### Data extract ###

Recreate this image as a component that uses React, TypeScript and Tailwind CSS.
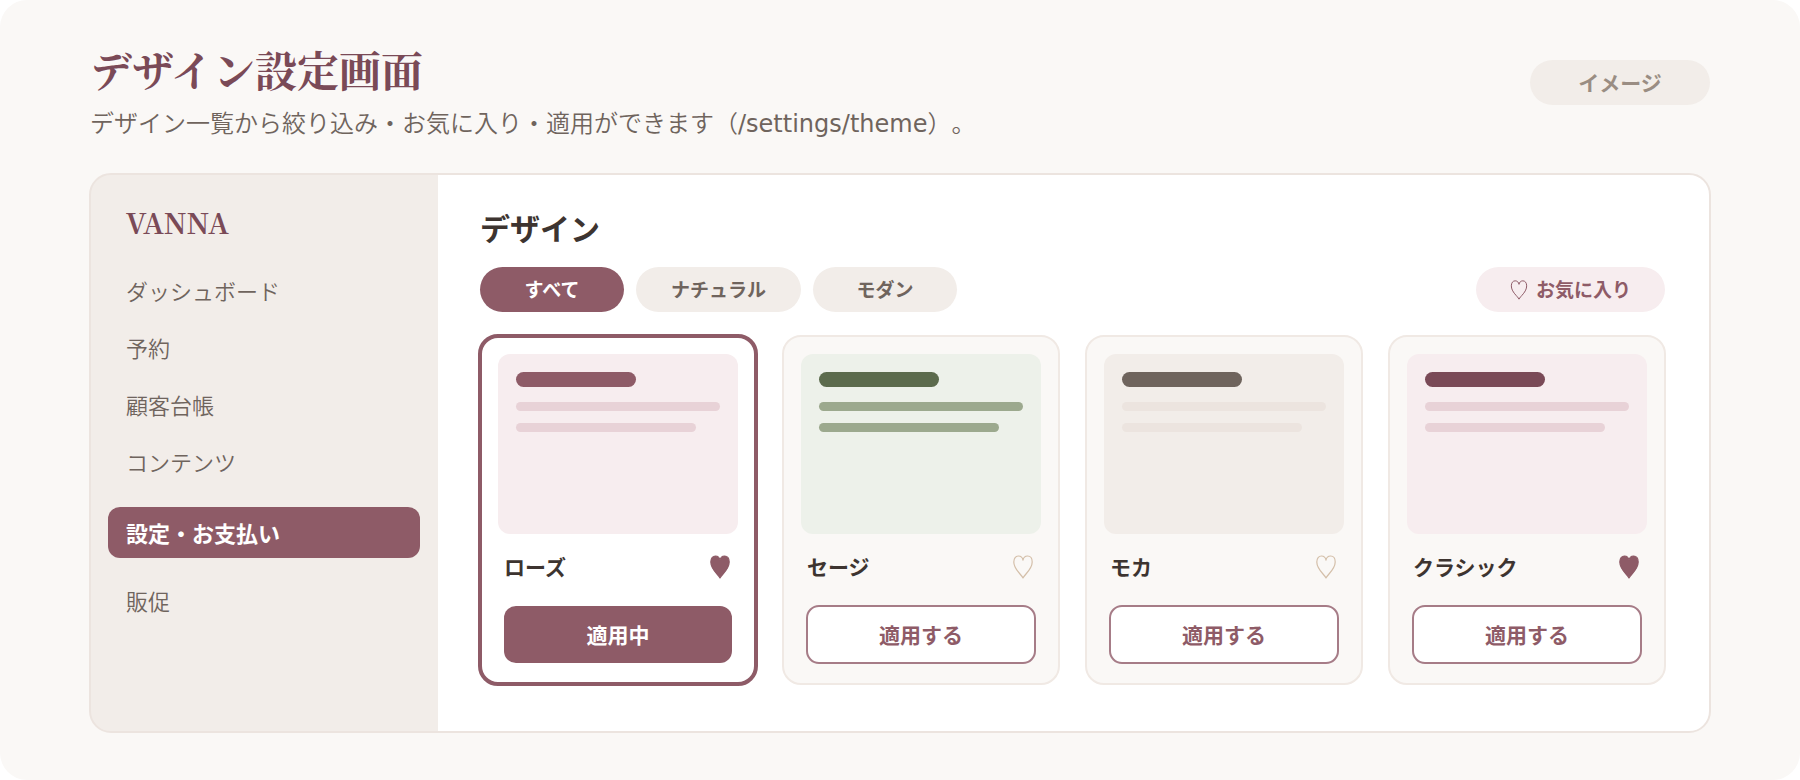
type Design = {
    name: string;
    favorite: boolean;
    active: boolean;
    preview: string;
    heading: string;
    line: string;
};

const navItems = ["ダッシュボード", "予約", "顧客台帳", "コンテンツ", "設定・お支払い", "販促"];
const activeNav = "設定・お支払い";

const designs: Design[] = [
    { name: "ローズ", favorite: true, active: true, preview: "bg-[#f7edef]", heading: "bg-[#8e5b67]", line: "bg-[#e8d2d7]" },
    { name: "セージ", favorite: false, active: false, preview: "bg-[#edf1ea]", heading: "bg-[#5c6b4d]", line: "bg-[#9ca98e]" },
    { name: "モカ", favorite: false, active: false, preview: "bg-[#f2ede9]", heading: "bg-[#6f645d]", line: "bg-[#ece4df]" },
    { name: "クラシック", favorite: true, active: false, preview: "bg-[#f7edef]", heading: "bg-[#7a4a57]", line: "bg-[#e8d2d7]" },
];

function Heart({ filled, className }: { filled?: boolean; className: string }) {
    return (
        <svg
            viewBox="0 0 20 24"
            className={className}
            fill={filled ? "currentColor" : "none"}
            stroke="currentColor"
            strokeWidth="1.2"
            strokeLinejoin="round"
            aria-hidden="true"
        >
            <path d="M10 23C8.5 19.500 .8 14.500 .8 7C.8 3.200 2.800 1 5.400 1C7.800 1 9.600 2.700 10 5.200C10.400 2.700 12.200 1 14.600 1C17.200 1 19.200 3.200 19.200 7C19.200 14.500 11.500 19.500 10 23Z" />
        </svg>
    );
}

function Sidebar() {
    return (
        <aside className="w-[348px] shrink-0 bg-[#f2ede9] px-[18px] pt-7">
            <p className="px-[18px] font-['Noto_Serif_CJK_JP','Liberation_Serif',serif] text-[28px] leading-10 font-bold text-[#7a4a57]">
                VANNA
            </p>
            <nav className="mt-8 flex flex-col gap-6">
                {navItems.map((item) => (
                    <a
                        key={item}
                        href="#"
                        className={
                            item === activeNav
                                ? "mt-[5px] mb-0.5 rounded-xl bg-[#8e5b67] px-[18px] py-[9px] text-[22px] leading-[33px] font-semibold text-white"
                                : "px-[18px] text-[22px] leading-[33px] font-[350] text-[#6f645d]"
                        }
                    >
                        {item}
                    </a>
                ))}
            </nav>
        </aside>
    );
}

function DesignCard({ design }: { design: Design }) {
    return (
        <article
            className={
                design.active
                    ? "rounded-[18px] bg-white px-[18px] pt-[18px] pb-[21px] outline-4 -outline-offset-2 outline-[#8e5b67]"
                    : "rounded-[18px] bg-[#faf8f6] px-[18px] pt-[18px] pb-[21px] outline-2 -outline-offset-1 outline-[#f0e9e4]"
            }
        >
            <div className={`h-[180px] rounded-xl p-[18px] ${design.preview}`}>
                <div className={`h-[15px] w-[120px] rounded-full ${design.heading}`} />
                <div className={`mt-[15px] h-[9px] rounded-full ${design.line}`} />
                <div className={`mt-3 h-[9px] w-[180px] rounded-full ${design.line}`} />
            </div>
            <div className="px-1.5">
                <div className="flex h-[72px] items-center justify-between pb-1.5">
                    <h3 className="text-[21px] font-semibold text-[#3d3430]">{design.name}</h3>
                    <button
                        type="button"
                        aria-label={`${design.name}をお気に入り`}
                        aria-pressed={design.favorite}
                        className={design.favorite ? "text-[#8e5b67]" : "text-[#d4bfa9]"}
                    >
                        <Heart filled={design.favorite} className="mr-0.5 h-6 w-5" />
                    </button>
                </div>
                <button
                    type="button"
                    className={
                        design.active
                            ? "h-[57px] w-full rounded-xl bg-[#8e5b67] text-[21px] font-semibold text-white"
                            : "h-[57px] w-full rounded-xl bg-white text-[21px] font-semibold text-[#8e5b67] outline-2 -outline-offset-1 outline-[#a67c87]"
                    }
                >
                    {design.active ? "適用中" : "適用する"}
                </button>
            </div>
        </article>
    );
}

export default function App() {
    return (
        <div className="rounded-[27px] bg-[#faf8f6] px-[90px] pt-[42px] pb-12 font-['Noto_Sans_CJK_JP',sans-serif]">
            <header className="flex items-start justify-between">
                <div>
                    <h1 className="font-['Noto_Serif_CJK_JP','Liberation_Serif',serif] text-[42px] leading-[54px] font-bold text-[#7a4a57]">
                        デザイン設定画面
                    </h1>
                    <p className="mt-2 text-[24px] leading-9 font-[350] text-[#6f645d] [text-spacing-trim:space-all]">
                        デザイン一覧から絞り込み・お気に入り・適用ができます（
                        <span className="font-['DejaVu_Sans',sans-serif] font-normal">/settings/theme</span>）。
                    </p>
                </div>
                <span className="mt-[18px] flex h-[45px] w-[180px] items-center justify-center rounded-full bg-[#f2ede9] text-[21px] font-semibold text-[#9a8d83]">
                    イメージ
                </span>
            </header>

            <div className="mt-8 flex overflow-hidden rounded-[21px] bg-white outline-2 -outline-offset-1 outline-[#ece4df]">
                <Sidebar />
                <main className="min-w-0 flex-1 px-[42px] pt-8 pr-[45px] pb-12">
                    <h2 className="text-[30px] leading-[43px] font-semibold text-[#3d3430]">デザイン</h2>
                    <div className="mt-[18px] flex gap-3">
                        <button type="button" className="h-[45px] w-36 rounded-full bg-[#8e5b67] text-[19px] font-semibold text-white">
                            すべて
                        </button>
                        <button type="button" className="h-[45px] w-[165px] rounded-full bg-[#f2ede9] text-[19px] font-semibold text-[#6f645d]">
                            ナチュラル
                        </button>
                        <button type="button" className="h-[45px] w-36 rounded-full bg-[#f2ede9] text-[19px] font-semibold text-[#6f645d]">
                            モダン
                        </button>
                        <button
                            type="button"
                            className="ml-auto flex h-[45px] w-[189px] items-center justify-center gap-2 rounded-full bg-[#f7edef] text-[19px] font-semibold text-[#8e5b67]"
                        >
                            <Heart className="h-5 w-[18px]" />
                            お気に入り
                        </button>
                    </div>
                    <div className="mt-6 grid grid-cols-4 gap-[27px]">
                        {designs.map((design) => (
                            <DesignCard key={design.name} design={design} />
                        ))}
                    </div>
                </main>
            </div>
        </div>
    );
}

###

Goal of the exercise: Your task is to repeat the data above exactly while excluding the pictures.

Task response:
Recreate this image as a component that uses React, TypeScript and Tailwind CSS.
type Design = {
    name: string;
    favorite: boolean;
    active: boolean;
    preview: string;
    heading: string;
    line: string;
};

const navItems = ["ダッシュボード", "予約", "顧客台帳", "コンテンツ", "設定・お支払い", "販促"];
const activeNav = "設定・お支払い";

const designs: Design[] = [
    { name: "ローズ", favorite: true, active: true, preview: "bg-[#f7edef]", heading: "bg-[#8e5b67]", line: "bg-[#e8d2d7]" },
    { name: "セージ", favorite: false, active: false, preview: "bg-[#edf1ea]", heading: "bg-[#5c6b4d]", line: "bg-[#9ca98e]" },
    { name: "モカ", favorite: false, active: false, preview: "bg-[#f2ede9]", heading: "bg-[#6f645d]", line: "bg-[#ece4df]" },
    { name: "クラシック", favorite: true, active: false, preview: "bg-[#f7edef]", heading: "bg-[#7a4a57]", line: "bg-[#e8d2d7]" },
];

function Heart({ filled, className }: { filled?: boolean; className: string }) {
    return (
        <svg
            viewBox="0 0 20 24"
            className={className}
            fill={filled ? "currentColor" : "none"}
            stroke="currentColor"
            strokeWidth="1.2"
            strokeLinejoin="round"
            aria-hidden="true"
        >
            <path d="M10 23C8.5 19.500 .8 14.500 .8 7C.8 3.200 2.800 1 5.400 1C7.800 1 9.600 2.700 10 5.200C10.400 2.700 12.200 1 14.600 1C17.200 1 19.200 3.200 19.200 7C19.200 14.500 11.500 19.500 10 23Z" />
        </svg>
    );
}

function Sidebar() {
    return (
        <aside className="w-[348px] shrink-0 bg-[#f2ede9] px-[18px] pt-7">
            <p className="px-[18px] font-['Noto_Serif_CJK_JP','Liberation_Serif',serif] text-[28px] leading-10 font-bold text-[#7a4a57]">
                VANNA
            </p>
            <nav className="mt-8 flex flex-col gap-6">
                {navItems.map((item) => (
                    <a
                        key={item}
                        href="#"
                        className={
                            item === activeNav
                                ? "mt-[5px] mb-0.5 rounded-xl bg-[#8e5b67] px-[18px] py-[9px] text-[22px] leading-[33px] font-semibold text-white"
                                : "px-[18px] text-[22px] leading-[33px] font-[350] text-[#6f645d]"
                        }
                    >
                        {item}
                    </a>
                ))}
            </nav>
        </aside>
    );
}

function DesignCard({ design }: { design: Design }) {
    return (
        <article
            className={
                design.active
                    ? "rounded-[18px] bg-white px-[18px] pt-[18px] pb-[21px] outline-4 -outline-offset-2 outline-[#8e5b67]"
                    : "rounded-[18px] bg-[#faf8f6] px-[18px] pt-[18px] pb-[21px] outline-2 -outline-offset-1 outline-[#f0e9e4]"
            }
        >
            <div className={`h-[180px] rounded-xl p-[18px] ${design.preview}`}>
                <div className={`h-[15px] w-[120px] rounded-full ${design.heading}`} />
                <div className={`mt-[15px] h-[9px] rounded-full ${design.line}`} />
                <div className={`mt-3 h-[9px] w-[180px] rounded-full ${design.line}`} />
            </div>
            <div className="px-1.5">
                <div className="flex h-[72px] items-center justify-between pb-1.5">
                    <h3 className="text-[21px] font-semibold text-[#3d3430]">{design.name}</h3>
                    <button
                        type="button"
                        aria-label={`${design.name}をお気に入り`}
                        aria-pressed={design.favorite}
                        className={design.favorite ? "text-[#8e5b67]" : "text-[#d4bfa9]"}
                    >
                        <Heart filled={design.favorite} className="mr-0.5 h-6 w-5" />
                    </button>
                </div>
                <button
                    type="button"
                    className={
                        design.active
                            ? "h-[57px] w-full rounded-xl bg-[#8e5b67] text-[21px] font-semibold text-white"
                            : "h-[57px] w-full rounded-xl bg-white text-[21px] font-semibold text-[#8e5b67] outline-2 -outline-offset-1 outline-[#a67c87]"
                    }
                >
                    {design.active ? "適用中" : "適用する"}
                </button>
            </div>
        </article>
    );
}

export default function App() {
    return (
        <div className="rounded-[27px] bg-[#faf8f6] px-[90px] pt-[42px] pb-12 font-['Noto_Sans_CJK_JP',sans-serif]">
            <header className="flex items-start justify-between">
                <div>
                    <h1 className="font-['Noto_Serif_CJK_JP','Liberation_Serif',serif] text-[42px] leading-[54px] font-bold text-[#7a4a57]">
                        デザイン設定画面
                    </h1>
                    <p className="mt-2 text-[24px] leading-9 font-[350] text-[#6f645d] [text-spacing-trim:space-all]">
                        デザイン一覧から絞り込み・お気に入り・適用ができます（
                        <span className="font-['DejaVu_Sans',sans-serif] font-normal">/settings/theme</span>）。
                    </p>
                </div>
                <span className="mt-[18px] flex h-[45px] w-[180px] items-center justify-center rounded-full bg-[#f2ede9] text-[21px] font-semibold text-[#9a8d83]">
                    イメージ
                </span>
            </header>

            <div className="mt-8 flex overflow-hidden rounded-[21px] bg-white outline-2 -outline-offset-1 outline-[#ece4df]">
                <Sidebar />
                <main className="min-w-0 flex-1 px-[42px] pt-8 pr-[45px] pb-12">
                    <h2 className="text-[30px] leading-[43px] font-semibold text-[#3d3430]">デザイン</h2>
                    <div className="mt-[18px] flex gap-3">
                        <button type="button" className="h-[45px] w-36 rounded-full bg-[#8e5b67] text-[19px] font-semibold text-white">
                            すべて
                        </button>
                        <button type="button" className="h-[45px] w-[165px] rounded-full bg-[#f2ede9] text-[19px] font-semibold text-[#6f645d]">
                            ナチュラル
                        </button>
                        <button type="button" className="h-[45px] w-36 rounded-full bg-[#f2ede9] text-[19px] font-semibold text-[#6f645d]">
                            モダン
                        </button>
                        <button
                            type="button"
                            className="ml-auto flex h-[45px] w-[189px] items-center justify-center gap-2 rounded-full bg-[#f7edef] text-[19px] font-semibold text-[#8e5b67]"
                        >
                            <Heart className="h-5 w-[18px]" />
                            お気に入り
                        </button>
                    </div>
                    <div className="mt-6 grid grid-cols-4 gap-[27px]">
                        {designs.map((design) => (
                            <DesignCard key={design.name} design={design} />
                        ))}
                    </div>
                </main>
            </div>
        </div>
    );
}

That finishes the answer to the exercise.